# An Archi gif, compliments to Lucas V. Barbosa

Given the last weblog on radians, I noticed that Wikipedia had a nice gif animation created by Lucas V. Barbosa. The article even mentions: “This is a featured picture on the English language Wikipedia and is considered one of the finest images.” Barbosa even made a version with tau = 2 pi. The latter is less appealing since it does not mention pi, while, of course, tau reads like radius r, and then can cause confusion (indeed, run that gif too).

It appears that Barbosa put his gif into the public domain. Thus I adapted it for Archi = Θ = 2 π, including a note of reference that he did most of the creative work.

A radian is an angle measured by an arc of a circle with the same length as the radius of that circle. A full circle corresponds to an angle of 1 Archi = 2π radians. Use 1 Turn ⇔ Θ radians, so 1 radian ⇔ 1 / Θ Turn ≈ 16% Turn.
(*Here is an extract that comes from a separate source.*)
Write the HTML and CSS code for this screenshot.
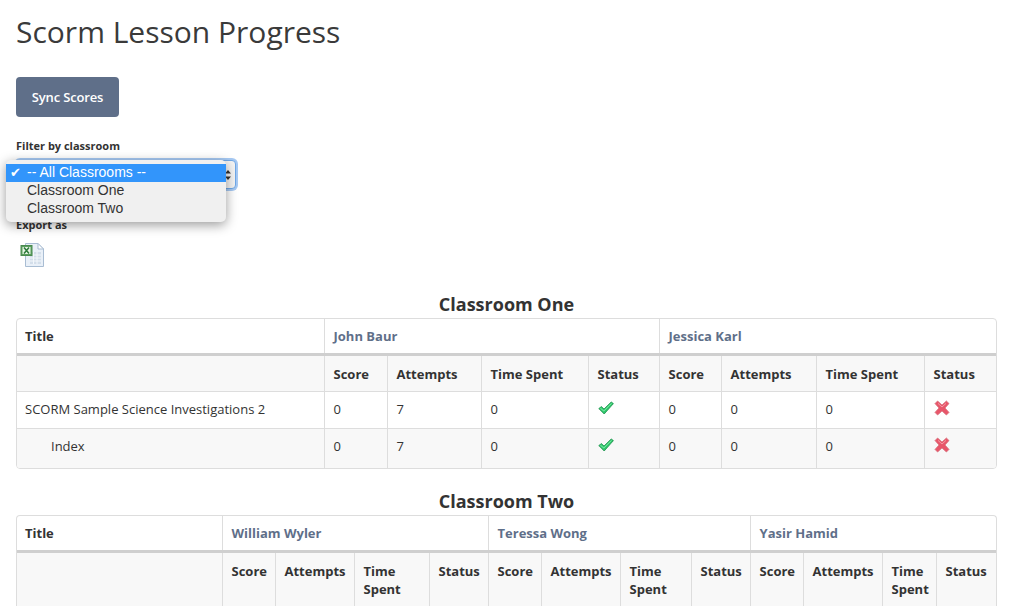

Interestingly, Barbosa’s original gif has a small shaded disc in the center. If we take the radius of the larger circle as r = 1 then we get the smaller Angular Circle in the center with r = 1 / Θ and circumference 1. My proposal is to speak about “angles” on the Angular Circle (use α and β), and to use “arc” for the radians on the Unit Circle (use φ and ψ). Of course, angles as measured on the Angular Circle are arcs too, but it helps being able to say that angles add up to 1 Turn and Unit Circle arcs to 1 Archi rad.

PM. The Wikipedia article I referred to has a wrong statement on dimensions (today, July 2014). For a discussion of this, see the earlier weblog entry on radians.